The Desert Skies Music Symposium on Research in Music Education, one of the longest continuously running independent research forums of its kind in the United States, will be held at Arizona State University Feb. 16–18. 

The symposium is open to college and university faculty, pre-K–12 music educators, teaching artists and community music educators and provides a forum for presentations of research about music teaching and learning in any context. 

The conference focuses on persistent questions in education, the arts and culture and is open to a broad range of presenters and researchers from across the United States. The conference schedule and sessions are designed to be interactive, with opportunities to be in dialogue with one another about urgent matters in the music education field, particularly matters of justice, inclusion and diversity.

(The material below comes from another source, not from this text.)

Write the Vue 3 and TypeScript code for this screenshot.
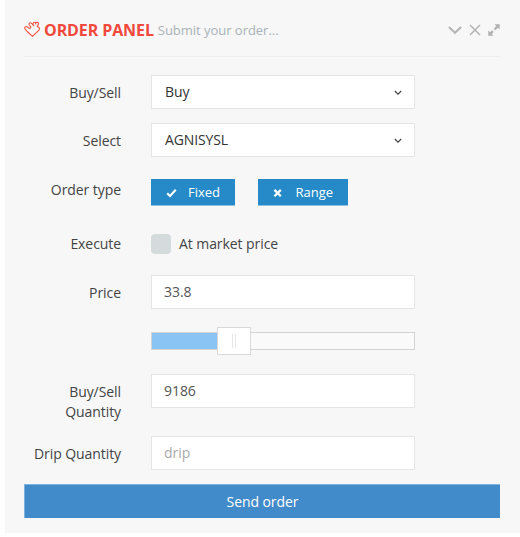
<script setup lang="ts">
import { ref } from 'vue'

const side = ref('Buy')
const symbol = ref('AGNISYSL')
const price = ref('33.8')
const quantity = ref('9186')
const drip = ref('')
const atMarket = ref(false)
const sliderPercent = ref(31.3)
</script>

<template>
  <section class="panel">
    <header class="head">
      <svg class="hand" viewBox="0 0 16 16">
        <path d="M8.500 15.300 3.200 10.500 1 7.800C.2 6.500 1.500 4.900 3 5.700L5.200 7.200C6.300 7.600 7.200 6.400 6.500 5.500L5.300 4C4.400 2.600 6 1.200 7.300 2.100L8.900 3.700 9.300 2.100C9.700.9 11.300.9 11.800 2.100 12.600.7 14.800 1.300 14.500 3L13.300 5.700C15.100 5.700 16.100 7.600 14.900 9.100z" />
        <path d="M8.900 3.700 10 5.200M11.800 2.100 11.600 3.500" />
      </svg>
      <h1 class="title">ORDER PANEL</h1>
      <span class="sub">Submit your order...</span>
      <div class="tools">
        <svg width="14" height="12" viewBox="0 0 14 12"><path class="line" d="M.9 3 7 8.800 13.100 3" /></svg>
        <svg width="12" height="12" viewBox="0 0 12 12"><path class="line thin" d="m1 1 10 10M11 1 1 11" /></svg>
        <svg width="12" height="12" viewBox="0 0 12 12">
          <path class="solid" d="M6.500.3h5.200v5.200L9.900 3.700 7.300 6.300 5.700 4.700l2.600-2.600zM5.500 11.700H.3V6.500l1.800 1.800 2-2 1.600 1.600-2 2z" />
        </svg>
      </div>
    </header>

    <form class="form" @submit.prevent>
      <label class="label" for="side">Buy/Sell</label>
      <div class="pick">
        <select id="side" v-model="side" class="control">
          <option>Buy</option>
          <option>Sell</option>
        </select>
        <svg class="caret" viewBox="0 0 8 6"><path d="m.8 1 3.200 3.200L7.200 1" /></svg>
      </div>

      <label class="label" for="symbol">Select</label>
      <div class="pick">
        <select id="symbol" v-model="symbol" class="control">
          <option>AGNISYSL</option>
        </select>
        <svg class="caret" viewBox="0 0 8 6"><path d="m.8 1 3.200 3.200L7.200 1" /></svg>
      </div>

      <span class="label kind">Order type</span>
      <div class="types">
        <button class="type fixed" type="button">
          <svg width="12" height="10" viewBox="0 0 12 10"><path d="m1.300 5.200 3.100 3L10.700 1.500" /></svg>
          <span>Fixed</span>
        </button>
        <button class="type range" type="button">
          <svg width="10" height="10" viewBox="0 0 10 10"><path d="m1.500 1.700 6.800 6.800M8.300 1.700 1.500 8.500" /></svg>
          <span>Range</span>
        </button>
      </div>

      <span class="label exec">Execute</span>
      <label class="market">
        <input v-model="atMarket" class="check" type="checkbox" />
        <span>At market price</span>
      </label>

      <label class="label" for="price">Price</label>
      <input id="price" v-model="price" class="control" type="text" />

      <div class="slider">
        <div class="fill" :style="{ width: sliderPercent + '%' }"></div>
        <div class="handle" :style="{ left: sliderPercent + '%' }"></div>
      </div>

      <label class="label" for="quantity">Buy/Sell<br />Quantity</label>
      <input id="quantity" v-model="quantity" class="control" type="text" />

      <label class="label" for="drip">Drip Quantity</label>
      <input id="drip" v-model="drip" class="control" type="text" placeholder="drip" />
    </form>

    <button class="send" type="button">Send order</button>
  </section>
</template>

<style>
body {
  background: #fff;
}
</style>

<style scoped>
.panel {
  box-sizing: border-box;
  height: 533px;
  margin-left: 5px;
  padding: 0 20px 0 19px;
  background: #f7f7f7;
  color: #444;
  font: 14px/20px "Open Sans", "Noto Sans", sans-serif;
}
.head {
  box-sizing: border-box;
  display: flex;
  align-items: center;
  height: 57px;
  padding-top: 3px;
  border-bottom: 1px solid #eee;
}
.hand {
  width: 16px;
  height: 16px;
  margin: 0 4px 2px 0;
  fill: none;
  stroke: #f0523f;
  stroke-width: 1.1;
  stroke-linejoin: round;
}
.title {
  margin: 0 4px 0 0;
  color: #f0483a;
  font-size: 16px;
  font-weight: 700;
  letter-spacing: -0.1px;
  line-height: 20px;
}
.sub {
  padding-top: 1px;
  color: #aab2b8;
  font-size: 13px;
  letter-spacing: -0.03px;
}
.tools {
  display: flex;
  align-items: center;
  gap: 7px;
  margin-left: auto;
}
.tools svg {
  display: block;
}
.line {
  fill: none;
  stroke: #b5b5b5;
  stroke-width: 2;
}
.thin {
  stroke-width: 1.5;
}
.solid {
  fill: #b0b0b0;
}
.form {
  display: grid;
  grid-template-columns: 97px 264px;
  grid-template-rows: 48px 56px 55px 41px 52px 47px 62px 48px;
  align-items: start;
  column-gap: 30px;
  padding-top: 18px;
}
.label {
  padding-top: 8px;
  letter-spacing: -0.07px;
  text-align: right;
}
.label.kind {
  padding-top: 1px;
}
.label.exec {
  padding-top: 0;
}
.control {
  box-sizing: border-box;
  display: block;
  width: 100%;
  height: 34px;
  margin: 0;
  padding: 0 12px 1px;
  appearance: none;
  border: 1px solid #e5e5e5;
  border-radius: 0;
  background: #fff;
  color: #555;
  font: inherit;
  letter-spacing: -0.05px;
  outline: 0;
}
select.control {
  padding: 0 13px;
  color: #333;
  letter-spacing: -0.12px;
}
.control::placeholder {
  color: #aaa;
}
.pick {
  display: grid;
  align-items: center;
}
.pick > * {
  grid-area: 1 / 1;
}
.caret {
  justify-self: end;
  width: 8px;
  height: 6px;
  margin: 2px 13px 0 0;
  fill: none;
  stroke: #444;
  stroke-width: 1.2;
  pointer-events: none;
}
.types {
  display: flex;
  gap: 23px;
}
.type {
  box-sizing: border-box;
  display: flex;
  align-items: center;
  height: 27px;
  padding: 0 15px 1px;
  border: 0;
  border-bottom: 1px solid #8fc0e2;
  background: #258ac7;
  color: #fff;
  font: 13px/18px "Open Sans", sans-serif;
}
.type svg {
  margin-top: 2px;
  fill: none;
  stroke: #fff;
  stroke-width: 2.4;
}
.fixed {
  width: 84px;
  gap: 11px;
}
.range {
  width: 90px;
  gap: 13px;
}
.market {
  display: flex;
  gap: 8px;
  letter-spacing: -0.07px;
}
.check {
  width: 20px;
  height: 20px;
  margin: 0;
  appearance: none;
  border-radius: 4px;
  background: #d5dbdd;
}
.slider {
  position: relative;
  grid-column: 2;
  box-sizing: border-box;
  height: 18px;
  margin-top: 5px;
  border: 1px solid #d3d3d3;
  background: #fafafa;
}
.fill {
  height: 100%;
  background: #89c4f4;
}
.handle {
  position: absolute;
  top: -6px;
  display: flex;
  align-items: center;
  justify-content: center;
  box-sizing: border-box;
  width: 34px;
  height: 28px;
  margin-left: -17px;
  border: 1px solid #d9d9d9;
  background: #fff;
}
.handle::before {
  width: 2px;
  height: 14px;
  border: solid #e8e7e6;
  border-width: 0 1px;
  content: "";
}
.send {
  display: block;
  width: 100%;
  height: 34px;
  margin: 0;
  padding: 0;
  border: solid #80b2db;
  border-width: 1px 0 0 1px;
  background: #428bca;
  color: #fff;
  font: inherit;
  letter-spacing: -0.07px;
}
</style>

Keynote speakers include Lois Brown, Foundation Professor of English and director of the Center for the Study of Race and Democracy, and Warren H. Stewart Sr., senior pastor of the First Institutional Baptist Church of Phoenix.

“This conference is unique to music learning and teaching in a number of ways, including cultivating an encouraging space for emerging scholars (i.e., doctoral students and early-career scholars) to share their work and receive constructive feedback,” said Joyce McCall, assistant professor of music learning and teaching in the School of Music, Dance and Theatre and Desert Skies National Board member.

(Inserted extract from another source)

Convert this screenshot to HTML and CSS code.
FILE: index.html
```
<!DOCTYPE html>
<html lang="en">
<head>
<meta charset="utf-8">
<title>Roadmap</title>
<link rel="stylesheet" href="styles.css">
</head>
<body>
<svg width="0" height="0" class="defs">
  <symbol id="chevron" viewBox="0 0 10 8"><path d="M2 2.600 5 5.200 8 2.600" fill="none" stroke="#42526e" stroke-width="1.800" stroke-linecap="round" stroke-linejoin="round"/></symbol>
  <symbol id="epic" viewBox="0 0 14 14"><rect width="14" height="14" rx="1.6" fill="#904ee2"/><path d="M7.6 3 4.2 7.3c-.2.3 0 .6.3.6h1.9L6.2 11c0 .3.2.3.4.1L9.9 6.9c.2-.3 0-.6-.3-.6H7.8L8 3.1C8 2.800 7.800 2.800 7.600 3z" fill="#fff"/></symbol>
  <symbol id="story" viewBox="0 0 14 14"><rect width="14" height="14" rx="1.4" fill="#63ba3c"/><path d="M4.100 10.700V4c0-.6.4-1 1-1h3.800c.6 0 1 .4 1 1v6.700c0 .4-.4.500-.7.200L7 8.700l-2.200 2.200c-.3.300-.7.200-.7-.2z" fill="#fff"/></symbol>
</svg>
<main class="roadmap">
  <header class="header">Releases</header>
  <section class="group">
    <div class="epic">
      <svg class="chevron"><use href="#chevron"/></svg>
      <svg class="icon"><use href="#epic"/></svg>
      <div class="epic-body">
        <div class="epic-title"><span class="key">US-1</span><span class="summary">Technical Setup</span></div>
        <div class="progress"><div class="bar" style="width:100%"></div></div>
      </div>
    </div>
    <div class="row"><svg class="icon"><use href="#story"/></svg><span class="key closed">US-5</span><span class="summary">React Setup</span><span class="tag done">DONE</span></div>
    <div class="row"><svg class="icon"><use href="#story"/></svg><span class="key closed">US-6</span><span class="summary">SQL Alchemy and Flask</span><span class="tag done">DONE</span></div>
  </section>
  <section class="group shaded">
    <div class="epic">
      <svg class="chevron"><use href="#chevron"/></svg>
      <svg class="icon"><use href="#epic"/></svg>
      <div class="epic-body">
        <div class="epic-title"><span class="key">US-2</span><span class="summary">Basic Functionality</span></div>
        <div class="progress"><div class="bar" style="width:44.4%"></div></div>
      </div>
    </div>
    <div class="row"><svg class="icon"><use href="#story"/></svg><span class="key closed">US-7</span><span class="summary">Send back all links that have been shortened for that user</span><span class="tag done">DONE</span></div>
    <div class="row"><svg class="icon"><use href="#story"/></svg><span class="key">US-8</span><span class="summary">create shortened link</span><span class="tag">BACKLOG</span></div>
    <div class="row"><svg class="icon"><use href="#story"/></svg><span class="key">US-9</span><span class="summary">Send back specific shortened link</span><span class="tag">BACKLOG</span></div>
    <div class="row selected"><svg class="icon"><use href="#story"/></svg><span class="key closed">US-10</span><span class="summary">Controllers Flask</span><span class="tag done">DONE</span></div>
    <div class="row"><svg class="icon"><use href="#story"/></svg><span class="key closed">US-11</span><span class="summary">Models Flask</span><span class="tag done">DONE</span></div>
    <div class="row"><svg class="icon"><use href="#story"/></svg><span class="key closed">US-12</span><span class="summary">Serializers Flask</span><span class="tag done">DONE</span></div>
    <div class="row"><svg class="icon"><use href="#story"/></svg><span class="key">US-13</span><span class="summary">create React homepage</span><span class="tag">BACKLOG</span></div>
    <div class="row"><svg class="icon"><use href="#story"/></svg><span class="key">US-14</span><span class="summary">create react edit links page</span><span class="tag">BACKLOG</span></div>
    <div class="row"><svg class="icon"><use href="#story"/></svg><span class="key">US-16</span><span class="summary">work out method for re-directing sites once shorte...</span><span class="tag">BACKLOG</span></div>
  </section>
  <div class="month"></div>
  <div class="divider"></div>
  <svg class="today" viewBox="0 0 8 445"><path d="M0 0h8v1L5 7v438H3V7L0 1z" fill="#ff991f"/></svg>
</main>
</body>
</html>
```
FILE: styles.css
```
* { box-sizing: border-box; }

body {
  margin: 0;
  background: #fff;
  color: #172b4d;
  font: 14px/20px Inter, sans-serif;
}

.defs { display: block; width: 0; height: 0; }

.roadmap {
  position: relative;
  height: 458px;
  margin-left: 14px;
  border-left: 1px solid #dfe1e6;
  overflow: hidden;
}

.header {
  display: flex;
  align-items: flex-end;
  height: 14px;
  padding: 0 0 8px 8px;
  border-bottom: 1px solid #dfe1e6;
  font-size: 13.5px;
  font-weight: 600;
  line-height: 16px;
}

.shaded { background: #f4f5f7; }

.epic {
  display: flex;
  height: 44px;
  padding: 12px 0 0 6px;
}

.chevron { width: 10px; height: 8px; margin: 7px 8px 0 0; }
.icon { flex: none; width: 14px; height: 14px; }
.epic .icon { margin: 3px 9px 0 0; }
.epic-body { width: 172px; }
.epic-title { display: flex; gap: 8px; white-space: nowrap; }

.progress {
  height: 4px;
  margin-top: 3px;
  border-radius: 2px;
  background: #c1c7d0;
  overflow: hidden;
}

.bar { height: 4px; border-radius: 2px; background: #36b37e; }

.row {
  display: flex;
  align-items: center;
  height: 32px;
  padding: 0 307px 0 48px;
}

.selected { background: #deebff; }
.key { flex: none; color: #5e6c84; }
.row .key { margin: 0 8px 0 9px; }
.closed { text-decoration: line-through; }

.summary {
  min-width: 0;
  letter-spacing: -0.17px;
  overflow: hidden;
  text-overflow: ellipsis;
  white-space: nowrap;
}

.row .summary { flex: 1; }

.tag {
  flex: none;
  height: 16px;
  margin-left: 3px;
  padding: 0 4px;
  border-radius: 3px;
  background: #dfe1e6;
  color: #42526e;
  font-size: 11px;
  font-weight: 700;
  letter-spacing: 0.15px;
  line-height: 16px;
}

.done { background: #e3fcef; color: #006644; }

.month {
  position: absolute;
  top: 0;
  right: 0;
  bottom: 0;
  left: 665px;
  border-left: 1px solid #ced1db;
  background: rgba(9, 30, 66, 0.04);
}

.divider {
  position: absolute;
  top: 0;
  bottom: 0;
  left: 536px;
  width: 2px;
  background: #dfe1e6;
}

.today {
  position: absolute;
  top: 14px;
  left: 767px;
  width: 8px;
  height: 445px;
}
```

McCall said this approach is not always available in other music learning and teaching conferences. She said the conference also has a unique approach to how presenters share their work. Instead of sharing their work through a traditional lecture style, presenters do so in small groups.

“This was intentional in its design in that this conference aims to foster community, support and also give attendees opportunities to connect with a wealth of scholars and teachers in the United States and abroad,” McCall said.

The planning committee for the symposium includes McCall, Sandra Stauffer, vice dean of the academic enterprise in the Herberger Institute for Design and the Arts and professor in the School of Music, Dance and Theatre, and Matthew Fiorentino, assistant professor in the School of Music, Dance and Theatre.

The committee planned the logistics for the conference, including selecting the two keynote speakers to further efforts to instigate social action in music education.

“By design, this conference widens its doors in ways that traditional conferences in the music education field do not,” McCall said. “This is especially important for emerging scholars, particularly those whose spaces may not foster or support research that does not reflect white, Western or Anglo epistemological and/or ontological perspectives. One of several of the goals of this conference is encourage work that is creative, thoughtful, intellectually engaging and transformative.”

The symposium, founded in 1989 by the music education faculty of the University of Arizona, moved to ASU in 2017 and is held in February of odd-numbered years. Desert Skies 2023 is made possible in part by sponsorship from ArtsWork: The Kax K. Herberger Center for Children and the Arts.

ASU faculty, staff and students can attend the conference, keynote speakers' presentations or any session for free with registration.